● **Goal**
Quote every line of the data below as it stands, omitting pictures.

● **Collected material**
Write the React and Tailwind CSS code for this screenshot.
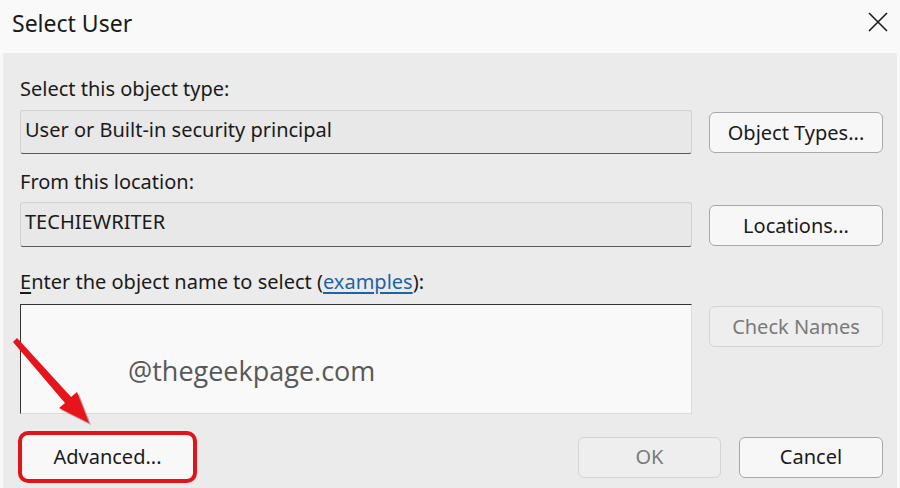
import React from 'react';

const ui = { fontFamily: '"Noto Sans", "Open Sans", sans-serif' };

function Field({ text, h }) {
  return (
    <div className={`w-[672px] ${h} bg-[#e8e8e8] border border-[#d2d2d2] border-b-[#5a5a5a] rounded-[3px] pl-[4px] pt-[6px] text-[20px] leading-[26px] text-[#1a1a1a]`}>
      {text}
    </div>
  );
}

function Btn({ children, disabled, className = '' }) {
  return (
    <div
      className={`h-[41px] rounded-[6px] border flex items-center justify-center text-[20px] ${
        disabled
          ? 'border-[#d4d4d4] bg-[#eeeeee] text-[#7a7a7a]'
          : 'border-[#a8a8a8] bg-[#f7f7f7] text-[#1a1a1a]'
      } ${className}`}
    >
      {children}
    </div>
  );
}

export default function App() {
  return (
    <div className="w-[900px] h-[488px] bg-[#f9f9f9] overflow-hidden relative" style={ui}>
      {/* Title bar */}
      <div className="h-[53px] flex items-center justify-between pl-[12px] pr-[12px]">
        <span className="text-[23px] text-[#1a1a1a] -mt-[6px]">Select User</span>
        <svg width="20" height="20" viewBox="0 0 20 20" className="-mt-[10px]">
          <path d="M1 1 L19 19 M19 1 L1 19" stroke="#1a1a1a" strokeWidth="1.6" />
        </svg>
      </div>

      {/* Body */}
      <div className="mx-[3px] h-[435px] bg-[#ebebeb] pl-[17px] pr-[14px] flex flex-col">
        <div className="mt-[24px] text-[20px] leading-[24px] text-[#1a1a1a]">Select this object type:</div>
        <div className="mt-[9px] flex gap-[17px] items-start">
          <Field text="User or Built-in security principal" h="h-[44px]" />
          <Btn className="w-[174px] mt-[2px]">Object Types...</Btn>
        </div>

        <div className="mt-[16px] text-[20px] leading-[24px] text-[#1a1a1a]">From this location:</div>
        <div className="mt-[8px] flex gap-[17px] items-start">
          <Field text="TECHIEWRITER" h="h-[45px]" />
          <Btn className="w-[174px] mt-[3px]">Locations...</Btn>
        </div>

        <div className="mt-[23px] text-[20px] leading-[24px] text-[#1a1a1a]">
          <span className="underline underline-offset-[3px]">E</span>nter the object name to select (
          <span className="text-[#1f62a8] underline underline-offset-[3px]">examples</span>):
        </div>
        <div className="mt-[10px] flex gap-[17px] items-start">
          <div className="w-[672px] h-[110px] bg-[#f9f9f9] border border-[#dcdcdc] border-t-[#333333] border-l-[#333333] flex items-center pl-[107px]">
            <span className="text-[27px] text-[#585858] mt-[24px]" style={{ fontFamily: '"Open Sans", sans-serif' }}>
              @thegeekpage.com
            </span>
          </div>
          <Btn disabled className="w-[174px] mt-[2px] h-[40px]">Check Names</Btn>
        </div>

        <div className="mt-[17px] flex items-center">
          <div className="-ml-[2px] w-[179px] h-[52px] rounded-[10px] border-[4px] border-[#e2141b] bg-[#f8f8f8] flex items-center justify-center text-[20px] text-[#1a1a1a]">
            Advanced...
          </div>
          <Btn disabled className="ml-auto w-[143px] h-[40px]">OK</Btn>
          <Btn className="ml-[18px] w-[144px]">Cancel</Btn>
        </div>
      </div>

      {/* Red arrow annotation */}
      <svg className="absolute left-0 top-0 pointer-events-none" width="900" height="488">
        <polygon
          points="17,338 71,397 77,392 89,423 59,408 65,403 13,342"
          fill="#7a0000"
          opacity="0.35"
          transform="translate(2,2)"
        />
        <polygon points="17,338 71,397 77,392 89,423 59,408 65,403 13,342" fill="#e8141c" />
      </svg>
    </div>
  );
}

● **Complete output**
Write the React and Tailwind CSS code for this screenshot.
import React from 'react';

const ui = { fontFamily: '"Noto Sans", "Open Sans", sans-serif' };

function Field({ text, h }) {
  return (
    <div className={`w-[672px] ${h} bg-[#e8e8e8] border border-[#d2d2d2] border-b-[#5a5a5a] rounded-[3px] pl-[4px] pt-[6px] text-[20px] leading-[26px] text-[#1a1a1a]`}>
      {text}
    </div>
  );
}

function Btn({ children, disabled, className = '' }) {
  return (
    <div
      className={`h-[41px] rounded-[6px] border flex items-center justify-center text-[20px] ${
        disabled
          ? 'border-[#d4d4d4] bg-[#eeeeee] text-[#7a7a7a]'
          : 'border-[#a8a8a8] bg-[#f7f7f7] text-[#1a1a1a]'
      } ${className}`}
    >
      {children}
    </div>
  );
}

export default function App() {
  return (
    <div className="w-[900px] h-[488px] bg-[#f9f9f9] overflow-hidden relative" style={ui}>
      {/* Title bar */}
      <div className="h-[53px] flex items-center justify-between pl-[12px] pr-[12px]">
        <span className="text-[23px] text-[#1a1a1a] -mt-[6px]">Select User</span>
        <svg width="20" height="20" viewBox="0 0 20 20" className="-mt-[10px]">
          <path d="M1 1 L19 19 M19 1 L1 19" stroke="#1a1a1a" strokeWidth="1.6" />
        </svg>
      </div>

      {/* Body */}
      <div className="mx-[3px] h-[435px] bg-[#ebebeb] pl-[17px] pr-[14px] flex flex-col">
        <div className="mt-[24px] text-[20px] leading-[24px] text-[#1a1a1a]">Select this object type:</div>
        <div className="mt-[9px] flex gap-[17px] items-start">
          <Field text="User or Built-in security principal" h="h-[44px]" />
          <Btn className="w-[174px] mt-[2px]">Object Types...</Btn>
        </div>

        <div className="mt-[16px] text-[20px] leading-[24px] text-[#1a1a1a]">From this location:</div>
        <div className="mt-[8px] flex gap-[17px] items-start">
          <Field text="TECHIEWRITER" h="h-[45px]" />
          <Btn className="w-[174px] mt-[3px]">Locations...</Btn>
        </div>

        <div className="mt-[23px] text-[20px] leading-[24px] text-[#1a1a1a]">
          <span className="underline underline-offset-[3px]">E</span>nter the object name to select (
          <span className="text-[#1f62a8] underline underline-offset-[3px]">examples</span>):
        </div>
        <div className="mt-[10px] flex gap-[17px] items-start">
          <div className="w-[672px] h-[110px] bg-[#f9f9f9] border border-[#dcdcdc] border-t-[#333333] border-l-[#333333] flex items-center pl-[107px]">
            <span className="text-[27px] text-[#585858] mt-[24px]" style={{ fontFamily: '"Open Sans", sans-serif' }}>
              @thegeekpage.com
            </span>
          </div>
          <Btn disabled className="w-[174px] mt-[2px] h-[40px]">Check Names</Btn>
        </div>

        <div className="mt-[17px] flex items-center">
          <div className="-ml-[2px] w-[179px] h-[52px] rounded-[10px] border-[4px] border-[#e2141b] bg-[#f8f8f8] flex items-center justify-center text-[20px] text-[#1a1a1a]">
            Advanced...
          </div>
          <Btn disabled className="ml-auto w-[143px] h-[40px]">OK</Btn>
          <Btn className="ml-[18px] w-[144px]">Cancel</Btn>
        </div>
      </div>

      {/* Red arrow annotation */}
      <svg className="absolute left-0 top-0 pointer-events-none" width="900" height="488">
        <polygon
          points="17,338 71,397 77,392 89,423 59,408 65,403 13,342"
          fill="#7a0000"
          opacity="0.35"
          transform="translate(2,2)"
        />
        <polygon points="17,338 71,397 77,392 89,423 59,408 65,403 13,342" fill="#e8141c" />
      </svg>
    </div>
  );
}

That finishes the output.